XML Schema offers separate operators for extension and restriction.
Taking -
for restriction and +
for extension, we could have a base shape define generic constraints on :components
, a derived shape define their usage for a particular kind of observation, and a further derivation augment that usage:
<ObservationShape> {
…
:component {
:code . ;
:value .
} *
}
<BP> -<ObservationShape> {
…
:component { :code [ "systolic" ] ; :value . };
:component { :code [ "diastolic" ] ; :value . }
}
<PosturedBP> +<BP> {
:component { :code [ "posture" ] ; :value . };
}
Note that the …
s here include many properties. Taking the …
as :p1 .
for simplicity, the semantics of <BP>
are the same as:
<BP> {
:p1 .;
:component {
:code . ;
:value .
} *
} AND {
:p1 .;
:component { :code [ "systolic" ] ; :value . };
:component { :code [ "diastolic" ] ; :value . }
}
<PosturedBP>
inherits the -<ObservationShape>
from <BP>
and extends <BP>'s
triple expression:
<PosturedBP> {
:p1 .;
:component {
:code . ;
:value .
} *
} AND {
(
:p1 .;
:component { :code [ "systolic" ] ; :value . };
:component { :code [ "diastolic" ] ; :value . }
);
:component { :code [ "posture" ] ; :value . };
}
The last expression is an EachOf
of <BP>'s
expression and the triple expresion in the <PostureBP>
declaration and is equivalent to:
:p1 .;
:component { :code [ "systolic" ] ; :value . };
:component { :code [ "diastolic" ] ; :value . };
:component { :code [ "posture" ] ; :value . };
This appears to be the desired behavior for extension.

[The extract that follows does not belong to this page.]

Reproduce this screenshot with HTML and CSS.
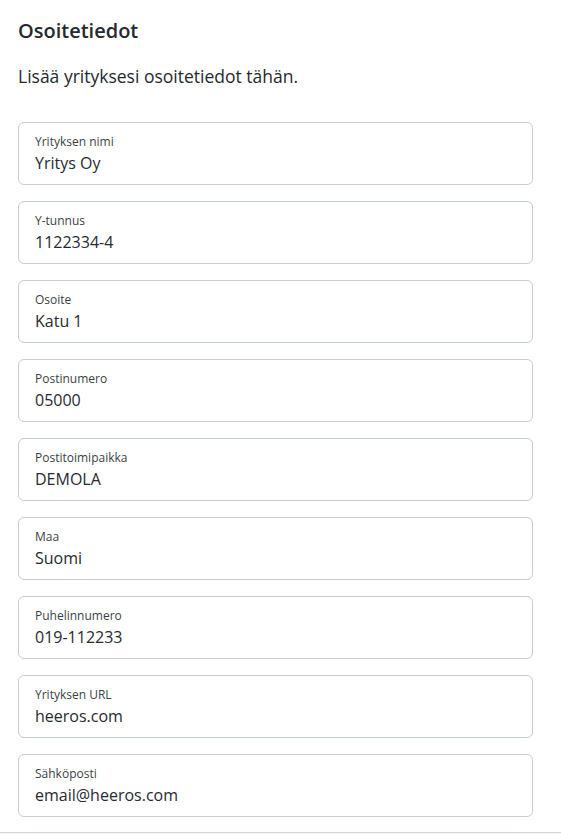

It seems like a funny heuristic to have extension operate on a label'd shape expression's triple expression.
In addition to a Shape
, a labeled shape expression could be a ShapeOr
| ShapeAnd
| ShapeNot
| NodeConstraint
| ShapeExternal
. We could say for now that it's only defined for Shape
, add ShapeAnd
of Shapes
and NodeConstraints
later, and indefinitely postpone defining extension and restriction of any of ShapeOr
, ShapeNot
and ShapeExternal
until we trip across and informative use case.
We have a few logical choices about how to express inheritance and extension:
extend | restrict | argument |
---|---|---|
& |
- |
& consistent with inclusion, - seems like restriction |
- |
+ |
+ implies AND |
+ |
- |
+ implies plus, i.e. "plus this expression" |
&+ |
&- |
& is a consistent inheritance operator (except when it's used for inclusion) |
We could try to predict and leave room for future directions of the language. An extension operator for ShapeNot
seems quite inconsistent with how most languages treat extension. OR seems harder to predict.
This is desired behavior from my perspective, at least for one interpretation of "inherits". A useful interpretation of:
<S2> &<S1> { ... }
Would be that every "instance" that satisfies S2 also satisfies S1 -- the set of graphs that satisfy S2 are a subset of the set of graphs that satisfy S1.
In the above example, someone has gone to the trouble of asserting that <PosturedBP> has exactly two components. As it is not closed, it may have a bunch of other stuff as well, but only 2 components. If you wanted to open this up, you could say:
<BunchOfComponents> {
:component {:code .; :value .}+;
}
<BP> &<BunchOfComponents> {
:component { :code [ "systolic" ] ; :value . };
:component { :code [ "diastolic" ] ; :value . };
}
<PosturedBP> &<BP> {
:component { :code [ "posture" ] ; :value . };
}
or
<BP> {
:component { :code [ "systolic" ] ; :value . };
:component { :code [ "diastolic" ] ; :value . };
:component { :code .; :value . }*;
}
The fundamental problem with AND
semantics lies with repeats. A shape is extensible unless it is explicitly declared as closed. A
specific predicate, however, is "closed" unless it is declared as "open" through one of the approaches described above. In any case,
we can get the desired behavior today -- CLOSED vs. default (i.e. not CLOSED) for new predicates and max-cardinality < * for
"closed" attributes that already exist vs. '+' or '*' for 'open' attributes.
I don't object to an operation that violates the above rules -- something that says that instances of a "child" shape may not be valid instances of the "parent", but this has to be crystal clear... we need to remember that ShEx was designed to be used as documentation, and, as such, (useful) extensions that have unexpected side effects such as re-opening a CLOSED shape or changing the cardinality or or possible values for an attribute need to be crystal clear as to what they are doing.
Take:
<BP> CLOSED {
:component { :code ["systolic", "diastolic"] ; value xsd:decimal }{1, 2};
}
<ViolatedBP> &<BP> {
:component { :code ["systolic", "posture"]; value xsd:string } {3};
}
Being able to do the above might be handy for ShEx programmers, but anyone who reads that as all instances of <ViolatedBP> are also instances of <BP> will be in for a rude surprise. I would expect:
<RestrictedBP> &<BP> {
:component { :code ["systolic"] }{1};
}
To act as a constraint -- this may be a tall order, however.